Decision on blocking lame-duck laws expected within 24 hours
MADISON, Wis. — A judge says he’ll issue a decision on whether to block laws Republicans passed during a lame-duck legislative session within 24 hours.
Five unions filed a lawsuit in Dane County in February arguing the laws violate the separation of powers. Judge Frank Remington heard hours of oral arguments Monday. At the conclusion of the hearing he said he will issue a written decision on whether to order a preliminary injunction blocking the laws or portions of them by the end of business Tuesday.
Remington wouldn’t say how he would rule but did say the order will deny Republican legislators’ request to dismiss the lawsuit.

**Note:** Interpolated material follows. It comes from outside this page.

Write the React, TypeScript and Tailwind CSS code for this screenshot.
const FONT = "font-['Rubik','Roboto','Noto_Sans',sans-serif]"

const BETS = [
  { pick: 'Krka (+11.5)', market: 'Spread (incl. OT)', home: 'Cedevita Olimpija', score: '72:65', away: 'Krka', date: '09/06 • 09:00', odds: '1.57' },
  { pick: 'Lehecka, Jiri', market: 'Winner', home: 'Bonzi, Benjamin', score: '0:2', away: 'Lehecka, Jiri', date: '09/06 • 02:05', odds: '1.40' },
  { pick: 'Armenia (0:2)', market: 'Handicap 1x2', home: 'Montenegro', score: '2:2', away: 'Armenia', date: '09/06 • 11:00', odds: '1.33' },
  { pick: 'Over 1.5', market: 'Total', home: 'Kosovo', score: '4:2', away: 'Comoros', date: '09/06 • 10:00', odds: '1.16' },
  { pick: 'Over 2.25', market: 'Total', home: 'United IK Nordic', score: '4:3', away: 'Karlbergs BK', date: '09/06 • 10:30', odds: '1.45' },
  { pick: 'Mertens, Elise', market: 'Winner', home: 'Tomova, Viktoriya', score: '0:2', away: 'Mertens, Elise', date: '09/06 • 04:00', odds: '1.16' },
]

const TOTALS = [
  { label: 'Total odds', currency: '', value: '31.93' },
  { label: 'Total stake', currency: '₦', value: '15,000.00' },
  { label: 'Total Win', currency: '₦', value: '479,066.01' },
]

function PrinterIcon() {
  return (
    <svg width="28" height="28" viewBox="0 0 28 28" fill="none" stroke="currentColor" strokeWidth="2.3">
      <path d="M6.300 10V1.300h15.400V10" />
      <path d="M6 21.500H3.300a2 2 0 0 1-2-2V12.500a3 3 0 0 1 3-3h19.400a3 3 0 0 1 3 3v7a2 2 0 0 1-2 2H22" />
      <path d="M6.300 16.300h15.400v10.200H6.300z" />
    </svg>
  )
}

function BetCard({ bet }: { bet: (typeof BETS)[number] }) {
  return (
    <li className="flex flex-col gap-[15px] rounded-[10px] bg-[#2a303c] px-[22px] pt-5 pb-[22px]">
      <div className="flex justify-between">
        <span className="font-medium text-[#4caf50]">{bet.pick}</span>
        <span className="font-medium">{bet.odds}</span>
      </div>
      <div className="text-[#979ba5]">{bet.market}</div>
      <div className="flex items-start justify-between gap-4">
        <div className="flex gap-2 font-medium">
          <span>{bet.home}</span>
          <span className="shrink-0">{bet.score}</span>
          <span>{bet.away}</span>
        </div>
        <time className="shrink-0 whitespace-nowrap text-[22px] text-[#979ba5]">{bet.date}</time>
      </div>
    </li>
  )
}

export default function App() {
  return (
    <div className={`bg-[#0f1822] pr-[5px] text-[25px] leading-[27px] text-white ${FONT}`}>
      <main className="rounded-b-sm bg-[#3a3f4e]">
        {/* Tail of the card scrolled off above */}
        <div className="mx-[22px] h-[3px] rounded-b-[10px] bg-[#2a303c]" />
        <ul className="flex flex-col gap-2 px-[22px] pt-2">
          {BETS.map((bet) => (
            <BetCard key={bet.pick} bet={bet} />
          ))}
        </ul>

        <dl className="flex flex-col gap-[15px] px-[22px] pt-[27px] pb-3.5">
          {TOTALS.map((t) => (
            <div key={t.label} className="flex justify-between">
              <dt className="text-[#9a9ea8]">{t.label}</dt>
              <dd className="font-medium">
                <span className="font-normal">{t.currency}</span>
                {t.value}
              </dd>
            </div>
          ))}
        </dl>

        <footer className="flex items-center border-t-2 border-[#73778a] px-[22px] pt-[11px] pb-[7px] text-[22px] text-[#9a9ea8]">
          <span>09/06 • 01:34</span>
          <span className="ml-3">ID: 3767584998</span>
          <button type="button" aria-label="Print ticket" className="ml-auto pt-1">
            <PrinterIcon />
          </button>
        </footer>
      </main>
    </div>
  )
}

Another Dane County judge has blocked the laws in their entirety in a separate lawsuit last week. The 3rd District Court of Appeals is considering whether to stay that order.

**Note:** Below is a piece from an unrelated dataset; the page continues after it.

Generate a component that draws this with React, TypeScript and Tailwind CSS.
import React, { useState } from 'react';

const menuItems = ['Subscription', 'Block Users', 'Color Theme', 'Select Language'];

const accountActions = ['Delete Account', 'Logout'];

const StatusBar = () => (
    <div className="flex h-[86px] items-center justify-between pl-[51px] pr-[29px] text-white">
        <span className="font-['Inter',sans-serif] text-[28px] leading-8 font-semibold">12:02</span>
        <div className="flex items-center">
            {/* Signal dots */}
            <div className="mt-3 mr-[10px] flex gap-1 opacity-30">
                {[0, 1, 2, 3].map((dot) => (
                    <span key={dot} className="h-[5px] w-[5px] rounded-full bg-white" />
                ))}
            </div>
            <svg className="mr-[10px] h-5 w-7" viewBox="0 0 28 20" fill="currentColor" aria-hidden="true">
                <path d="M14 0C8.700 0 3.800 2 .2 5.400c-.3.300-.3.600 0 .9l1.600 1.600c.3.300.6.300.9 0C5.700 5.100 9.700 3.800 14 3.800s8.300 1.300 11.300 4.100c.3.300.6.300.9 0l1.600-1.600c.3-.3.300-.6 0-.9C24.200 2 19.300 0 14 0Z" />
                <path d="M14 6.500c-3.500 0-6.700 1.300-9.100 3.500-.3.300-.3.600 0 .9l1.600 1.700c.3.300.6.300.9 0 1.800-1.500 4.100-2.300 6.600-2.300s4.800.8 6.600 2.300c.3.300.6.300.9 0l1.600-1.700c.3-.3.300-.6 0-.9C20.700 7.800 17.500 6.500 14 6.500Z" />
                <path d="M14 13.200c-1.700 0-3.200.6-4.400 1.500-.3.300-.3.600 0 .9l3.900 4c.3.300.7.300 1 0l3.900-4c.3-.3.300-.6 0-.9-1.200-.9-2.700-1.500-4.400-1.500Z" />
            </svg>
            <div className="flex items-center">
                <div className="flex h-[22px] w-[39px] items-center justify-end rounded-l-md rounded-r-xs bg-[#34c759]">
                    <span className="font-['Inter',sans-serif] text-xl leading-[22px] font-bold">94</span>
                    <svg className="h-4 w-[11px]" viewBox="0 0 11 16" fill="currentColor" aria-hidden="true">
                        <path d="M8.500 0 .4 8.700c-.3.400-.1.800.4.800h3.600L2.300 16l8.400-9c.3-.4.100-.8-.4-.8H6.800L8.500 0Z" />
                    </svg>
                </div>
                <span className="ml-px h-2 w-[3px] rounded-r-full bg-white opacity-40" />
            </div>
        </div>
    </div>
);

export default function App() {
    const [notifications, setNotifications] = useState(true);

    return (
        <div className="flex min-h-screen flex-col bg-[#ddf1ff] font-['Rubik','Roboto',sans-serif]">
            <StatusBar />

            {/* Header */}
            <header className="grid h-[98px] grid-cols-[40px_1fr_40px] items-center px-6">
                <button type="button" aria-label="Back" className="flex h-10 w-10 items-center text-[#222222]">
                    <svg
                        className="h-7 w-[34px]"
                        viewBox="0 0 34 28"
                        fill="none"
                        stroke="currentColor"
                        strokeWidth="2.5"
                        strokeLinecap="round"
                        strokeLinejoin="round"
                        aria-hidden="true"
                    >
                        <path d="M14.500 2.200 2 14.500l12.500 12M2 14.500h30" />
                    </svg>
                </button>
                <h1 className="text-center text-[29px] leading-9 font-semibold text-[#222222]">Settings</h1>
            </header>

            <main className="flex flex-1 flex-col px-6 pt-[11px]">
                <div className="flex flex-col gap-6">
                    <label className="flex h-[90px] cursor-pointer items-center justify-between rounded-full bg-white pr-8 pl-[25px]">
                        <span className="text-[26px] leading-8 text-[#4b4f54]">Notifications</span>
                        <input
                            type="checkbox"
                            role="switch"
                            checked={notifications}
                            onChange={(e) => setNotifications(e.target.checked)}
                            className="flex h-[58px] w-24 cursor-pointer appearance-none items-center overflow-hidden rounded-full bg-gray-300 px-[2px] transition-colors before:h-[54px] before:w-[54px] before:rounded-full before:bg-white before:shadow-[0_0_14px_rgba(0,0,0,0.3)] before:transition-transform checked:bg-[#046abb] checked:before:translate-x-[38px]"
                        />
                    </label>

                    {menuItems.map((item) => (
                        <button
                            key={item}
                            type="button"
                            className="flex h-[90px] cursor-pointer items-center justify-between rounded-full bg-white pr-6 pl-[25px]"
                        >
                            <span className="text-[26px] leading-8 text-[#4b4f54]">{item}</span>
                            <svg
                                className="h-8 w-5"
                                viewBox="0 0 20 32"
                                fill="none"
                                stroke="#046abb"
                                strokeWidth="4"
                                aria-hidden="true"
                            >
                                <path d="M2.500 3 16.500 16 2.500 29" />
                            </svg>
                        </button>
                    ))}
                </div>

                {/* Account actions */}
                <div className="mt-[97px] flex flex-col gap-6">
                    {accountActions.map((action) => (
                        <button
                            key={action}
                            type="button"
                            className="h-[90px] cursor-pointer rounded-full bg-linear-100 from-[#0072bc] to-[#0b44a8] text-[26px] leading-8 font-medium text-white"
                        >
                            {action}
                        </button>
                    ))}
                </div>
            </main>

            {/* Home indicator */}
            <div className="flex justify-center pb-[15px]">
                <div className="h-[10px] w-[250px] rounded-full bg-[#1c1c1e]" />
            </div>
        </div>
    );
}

The laws limit Democratic Gov. Tony Evers and Attorney General Josh Kaul’s powers. Republicans passed the statutes in December, just weeks before Evers and Kaul took office.
Unions call Wisconsin lame-duck laws ‘egregious’

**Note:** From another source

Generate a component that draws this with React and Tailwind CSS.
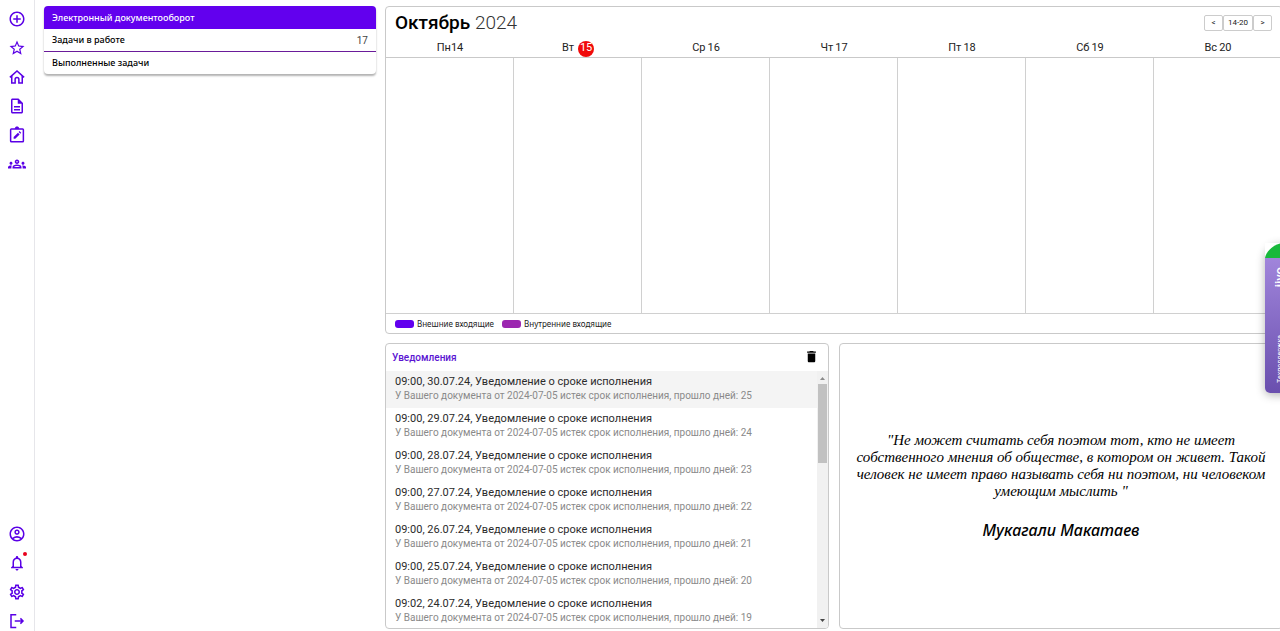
import clsx from "clsx";
import {
  MdAddCircleOutline,
  MdDelete,
  MdOutlineAccountCircle,
  MdOutlineDescription,
  MdOutlineGroups,
  MdOutlineNotifications,
  MdOutlineSettings,
  MdStarOutline,
} from "react-icons/md";

const HomeIcon = ({ size }) => (
  <svg width={size} height={size} viewBox="0 0 24 24" fill="none" stroke="currentColor" strokeWidth="2">
    <path d="M2.500 12.500 12 4l9.500 8.500" />
    <path d="M5 10.500V20h4.500v-5a2.500 2.500 0 0 1 5 0v5H19v-9.500" />
  </svg>
);

const ClipboardEditIcon = ({ size }) => (
  <svg width={size} height={size} viewBox="0 0 24 24" fill="none" stroke="currentColor" strokeWidth="2">
    <rect x="3.500" y="4" width="17" height="17" rx="1" />
    <path d="M9.500 3.500a2.500 2.500 0 0 1 5 0z" fill="currentColor" strokeWidth="1" />
    <path d="M7.500 17v-2.200l5.800-5.800 2.200 2.200L9.700 17zM14.200 8l1.200-1.200 2.200 2.200-1.200 1.200z" fill="currentColor" stroke="none" />
  </svg>
);

const LogoutIcon = ({ size }) => (
  <svg width={size} height={size} viewBox="0 0 24 24" fill="none" stroke="currentColor" strokeWidth="2">
    <path d="M11 3.500H4v17h7M9 12h11M16.500 8.500 20 12l-3.500 3.500" />
  </svg>
);

const topLinks = [
  { label: "Создать", icon: MdAddCircleOutline },
  { label: "Избранное", icon: MdStarOutline },
  { label: "Главная", icon: HomeIcon },
  { label: "Документы", icon: MdOutlineDescription },
  { label: "Задачи", icon: ClipboardEditIcon },
  { label: "Сотрудники", icon: MdOutlineGroups },
];

const bottomLinks = [
  { label: "Профиль", icon: MdOutlineAccountCircle },
  { label: "Уведомления", icon: MdOutlineNotifications, dot: true },
  { label: "Настройки", icon: MdOutlineSettings },
  { label: "Выход", icon: LogoutIcon },
];

const days = [
  { name: "Пн", date: 14, tight: true },
  { name: "Вт", date: 15, today: true },
  { name: "Ср", date: 16 },
  { name: "Чт", date: 17 },
  { name: "Пт", date: 18 },
  { name: "Сб", date: 19 },
  { name: "Вс", date: 20 },
];

const notifications = [
  { time: "09:00", date: "30.07.24", passed: 25 },
  { time: "09:00", date: "29.07.24", passed: 24 },
  { time: "09:00", date: "28.07.24", passed: 23 },
  { time: "09:00", date: "27.07.24", passed: 22 },
  { time: "09:00", date: "26.07.24", passed: 21 },
  { time: "09:00", date: "25.07.24", passed: 20 },
  { time: "09:02", date: "24.07.24", passed: 19 },
];

const NavLinks = ({ items }) => (
  <ul className="flex flex-col items-center gap-[11px]">
    {items.map(({ label, icon: Icon, dot }) => (
      <li key={label}>
        <a href="#" aria-label={label} className="relative block text-[#5a00e6]">
          <Icon size={18} />
          {dot && <span className="absolute -top-0.5 -right-px h-1 w-1 rounded-full bg-[#e8001c]" />}
        </a>
      </li>
    ))}
  </ul>
);

const Sidebar = () => (
  <nav className="flex w-[35px] shrink-0 flex-col justify-between border-r border-[#e6e6ea] pt-2.5 pb-px">
    <NavLinks items={topLinks} />
    <NavLinks items={bottomLinks} />
  </nav>
);

const TaskPanel = () => (
  <section className="w-[332px] shrink-0 self-start overflow-hidden rounded-[4px] font-['Noto_Sans',sans-serif] text-[9px] font-medium text-black shadow-[0_2px_2px_rgba(0,0,0,0.3)]">
    <h2 className="flex h-[23px] items-center bg-[#6200ee] px-2 text-white">Электронный документооборот</h2>
    <a href="#" className="flex h-[23px] items-center justify-between border-b border-[#6a1b9a] px-2">
      Задачи в работе
      <span className="font-['Roboto',sans-serif] text-[10px] font-normal text-[#444]">17</span>
    </a>
    <a href="#" className="flex h-[22px] items-center px-2">
      Выполненные задачи
    </a>
  </section>
);

const Calendar = () => (
  <section className="flex flex-col rounded-[4px] border border-[#c9c9c9] font-['Roboto',sans-serif]">
    <header className="flex h-8 items-center justify-between pr-2.5 pl-[9px]">
      <h1 className="text-[19px] font-medium text-black">
        Октябрь <span className="font-light text-[#333]">2024</span>
      </h1>
      <div className="flex text-[8px] text-[#222]">
        <button className="h-4 w-[19px] rounded-[2px] border border-[#ccc]">&lt;</button>
        <button className="h-4 w-[30px] rounded-[2px] border border-[#ccc]">14-20</button>
        <button className="h-4 w-[19px] rounded-[2px] border border-[#ccc]">&gt;</button>
      </div>
    </header>
    <div className="grid h-[19px] grid-cols-7 border-b border-[#c9c9c9] pt-px text-[11px] text-[#222]">
      {days.map((day) => (
        <div key={day.date} className={clsx("flex items-center justify-center", day.today ? "gap-1" : !day.tight && "gap-0.5")}>
          <span>{day.name}</span>
          <span className={clsx(day.today && "flex h-4 w-4 items-center justify-center rounded-full bg-[#f00a0a] text-white")}>
            {day.date}
          </span>
        </div>
      ))}
    </div>
    <div className="grid h-[255px] grid-cols-7 divide-x divide-[#d0d0d0]">
      {days.map((day) => (
        <div key={day.date} />
      ))}
    </div>
    <footer className="flex h-5 items-center gap-2 border-t border-[#d0d0d0] px-[9px] font-['Noto_Sans',sans-serif] text-[8px] text-[#222]">
      <span className="flex items-center gap-[3px]">
        <i className="h-2 w-[19px] rounded-[3px] bg-[#6200ee]" />
        Внешние входящие
      </span>
      <span className="flex items-center gap-[3px]">
        <i className="h-2 w-[19px] rounded-[3px] bg-[#9c27b0]" />
        Внутренние входящие
      </span>
    </footer>
  </section>
);

const Scrollbar = () => (
  <div className="flex w-[11px] shrink-0 flex-col items-center bg-[#f1f1f1]">
    <svg width="11" height="13" viewBox="0 0 11 13">
      <path d="M3 9h5L5.500 6z" fill="#8a8a8a" />
    </svg>
    <div className="h-[79px] w-[9px] bg-[#c1c1c1]" />
    <svg width="11" height="13" viewBox="0 0 11 13" className="mt-auto">
      <path d="M3 4h5L5.500 7z" fill="#444" />
    </svg>
  </div>
);

const Notifications = () => (
  <section className="flex min-h-0 flex-col overflow-hidden rounded-[4px] border border-[#c9c9c9] font-['Roboto',sans-serif]">
    <header className="flex h-[27px] shrink-0 items-center justify-between pr-[9px] pl-1.5">
      <h2 className="text-[10px] font-medium text-[#5a14d2]">Уведомления</h2>
      <button aria-label="Удалить" className="pb-0.5 text-black">
        <MdDelete size={15} />
      </button>
    </header>
    <div className="flex min-h-0 flex-1">
      <ul className="min-w-0 flex-1 overflow-hidden">
        {notifications.map((item, i) => (
          <li key={item.date} className={clsx("h-[37px] px-[9px] pt-1", i === 0 && "bg-[#f4f4f4]")}>
            <p className="text-[11px] leading-[14px] text-[#2b2b2b]">
              {item.time}, {item.date}, Уведомление о сроке исполнения
            </p>
            <p className="text-[10px] leading-[14px] text-[#8a8a8a]">
              У Вашего документа от 2024-07-05 истек срок исполнения, прошло дней: {item.passed}
            </p>
          </li>
        ))}
      </ul>
      <Scrollbar />
    </div>
  </section>
);

const Quote = () => (
  <section className="flex flex-col items-center justify-center gap-5 rounded-[4px] border border-[#c9c9c9] px-3 text-center text-black italic">
    <blockquote className="font-['Liberation_Serif',serif] text-[15px] leading-[17px]">
      "Не может считать себя поэтом тот, кто не имеет собственного мнения об обществе, в котором он живет. Такой
      человек не имеет право называть себя ни поэтом, ни человеком умеющим мыслить "
    </blockquote>
    <cite className="font-['Noto_Sans',sans-serif] text-[16px] leading-5 font-medium">Мукагали Макатаев</cite>
  </section>
);

const ChatWidget = () => (
  <button className="absolute top-[243px] -right-[15px] flex h-[150px] w-[30px] flex-col items-center justify-between rounded-t-[15px] rounded-b-[5px] bg-linear-to-b from-[#a78be0] to-[#6a4fae] pt-6 pb-2.5 font-['Roboto',sans-serif] text-white shadow-[0_2px_10px_rgba(0,0,0,0.3)]">
    <svg width="30" height="15" viewBox="0 0 30 15" className="absolute top-0 left-0">
      <path d="M0 0h30v15H0z" fill="#fff" />
      <path d="M0 15C1 9 7 2 17 0h13c-2 9-8 15-17 15z" fill="#18b93c" />
    </svg>
    <span className="rotate-180 text-[13px] leading-3 font-medium [writing-mode:vertical-rl]">jivo</span>
    <span className="rotate-180 text-[7px] leading-3 [writing-mode:vertical-rl]">Техподдержка</span>
  </button>
);

const App = () => (
  <div className="relative flex h-screen overflow-hidden bg-white">
    <Sidebar />
    <main className="-mr-[3px] flex min-w-0 flex-1 gap-[9px] pt-1.5 pb-0.5 pl-[9px]">
      <TaskPanel />
      <div className="flex min-w-0 flex-1 flex-col gap-[9px]">
        <Calendar />
        <div className="grid min-h-0 flex-1 grid-cols-2 gap-2.5">
          <Notifications />
          <Quote />
        </div>
      </div>
    </main>
    <ChatWidget />
  </div>
);

export default App;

An attorney for a group of unions says Republican-backed laws that limit the powers of Wisconsin Gov. Tony Evers and Attorney General Josh Kaul are an egregious attempt to steal power from the executive branch.
A hearing was held Monday in a lawsuit filed by the unions, which argue that the laws violate separation of government powers. The laws were quickly passed in December, before Evers and Kaul — both Democrats — took office.
The unions’ attorney told the judge that a handful of GOP legislators essentially took power away from the executive branch. He called the actions “an egregious attempt” at political gain.
The Legislature’s attorney has filed a motion to dismiss the case.
A different judge temporarily blocked the laws last week in a separate lawsuit filed by a coalition of liberal-leaning groups.